I remember feeling, after my blowup that Sunday, that I could still give myself credit for some adult restraint. I hadn’t actually cried. I hadn’t hit. In the past, even the recent past, I had sometimes hit Nonie in aggravation, but during this summer I had never once hit Flora. Okay, I had lashed out verbally in a childish way—and gotten a child’s satisfaction from the instant response—but I knew I could still reap some longer-term benefits if I apologized. I wasn’t really sorry about using my father’s worst swearword. It was a thing men said, but if a female used it sparingly it had great shock value. I had shocked Flora. Then I had hurt her by saying I was sick of her and would be glad when she was gone. But though Flora was easy to hurt, she was also an easy forgiver. When I went off to cool down, as instructed by her, I used that time by myself to compose my scene of contrition.

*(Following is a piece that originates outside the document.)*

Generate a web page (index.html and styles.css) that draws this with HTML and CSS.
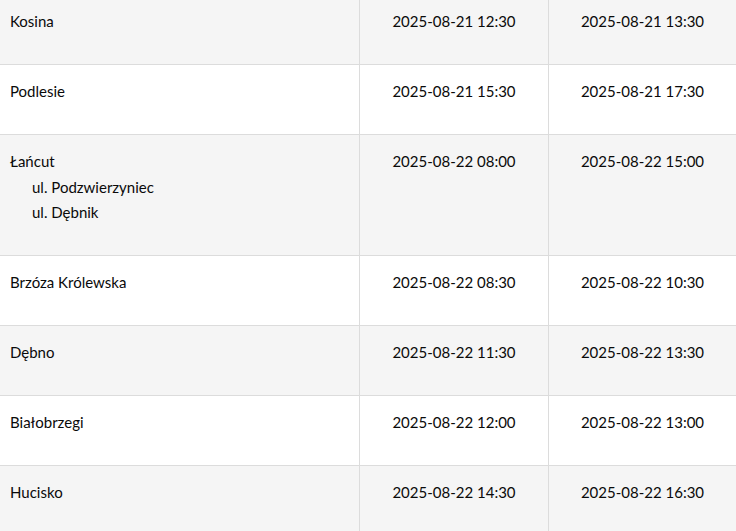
FILE: index.html
```html
<!DOCTYPE html>
<html lang="pl">
<head>
<meta charset="utf-8">
<title>Harmonogram</title>
<link rel="stylesheet" href="styles.css">
</head>
<body>
<table class="schedule">
  <colgroup>
    <col class="col-place">
    <col class="col-from">
    <col class="col-to">
  </colgroup>
  <tbody>
    <tr class="row-alt">
      <td class="place">Kosina</td>
      <td class="time">2025-08-21 12:30</td>
      <td class="time">2025-08-21 13:30</td>
    </tr>
    <tr>
      <td class="place">Podlesie</td>
      <td class="time">2025-08-21 15:30</td>
      <td class="time">2025-08-21 17:30</td>
    </tr>
    <tr class="row-alt">
      <td class="place">Łańcut
        <ul class="streets">
          <li>ul. Podzwierzyniec</li>
          <li>ul. Dębnik</li>
        </ul>
      </td>
      <td class="time">2025-08-22 08:00</td>
      <td class="time">2025-08-22 15:00</td>
    </tr>
    <tr>
      <td class="place">Brzóza Królewska</td>
      <td class="time">2025-08-22 08:30</td>
      <td class="time">2025-08-22 10:30</td>
    </tr>
    <tr class="row-alt">
      <td class="place">Dębno</td>
      <td class="time">2025-08-22 11:30</td>
      <td class="time">2025-08-22 13:30</td>
    </tr>
    <tr>
      <td class="place">Białobrzegi</td>
      <td class="time">2025-08-22 12:00</td>
      <td class="time">2025-08-22 13:00</td>
    </tr>
    <tr class="row-alt">
      <td class="place">Hucisko</td>
      <td class="time">2025-08-22 14:30</td>
      <td class="time">2025-08-22 16:30</td>
    </tr>
  </tbody>
</table>
</body>
</html>
```
FILE: styles.css
```css
html, body {
  margin: 0;
  padding: 0;
  background: #ffffff;
}

body {
  font-family: Lato, "Open Sans", "DejaVu Sans", sans-serif;
  font-size: 15px;
  line-height: 25.5px;
  color: #0a0a0a;
  overflow: hidden;
}

.schedule {
  width: 736px;
  table-layout: fixed;
  border-collapse: separate;
  border-spacing: 0;
  margin-top: -5px;
}

.col-place { width: 360px; }
.col-from { width: 189px; }
.col-to { width: 187px; }

.schedule td {
  box-sizing: border-box;
  vertical-align: top;
  padding: 14px 10px 29.5px 10px;
  border-bottom: 1px solid #dcdcdc;
}

.schedule td:not(:last-child) {
  border-right: 1px solid #dcdcdc;
}

.row-alt td {
  background: #f5f5f5;
}

.time {
  text-align: center;
}

.streets {
  list-style: none;
  margin: 0;
  padding: 0 0 0 22px;
}
```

I knew even while screaming at Flora that I was going to have to apologize later, because my goal was to get along with her on the surface for the rest of the summer while keeping my serious schemes to myself. First, though, I checked myself over for wounds and then laid out the pluses and minuses of the afternoon. I had first done this after Flora’s one outburst—if you could call it that—when I had been snotty about refusing to send my picture to the Alabama people, and she had lost control and “told me things” about my mother’s selfishness and cruelty. What I had lost that other day was my illusion that Flora adored my mother unreservedly, but what I had gained was valuable information as to what Lisbeth had really been like and the realization that I wouldn’t be sorry to behave with her cold expediency under similar circumstances. It felt gratifying being allied with my mother in this way.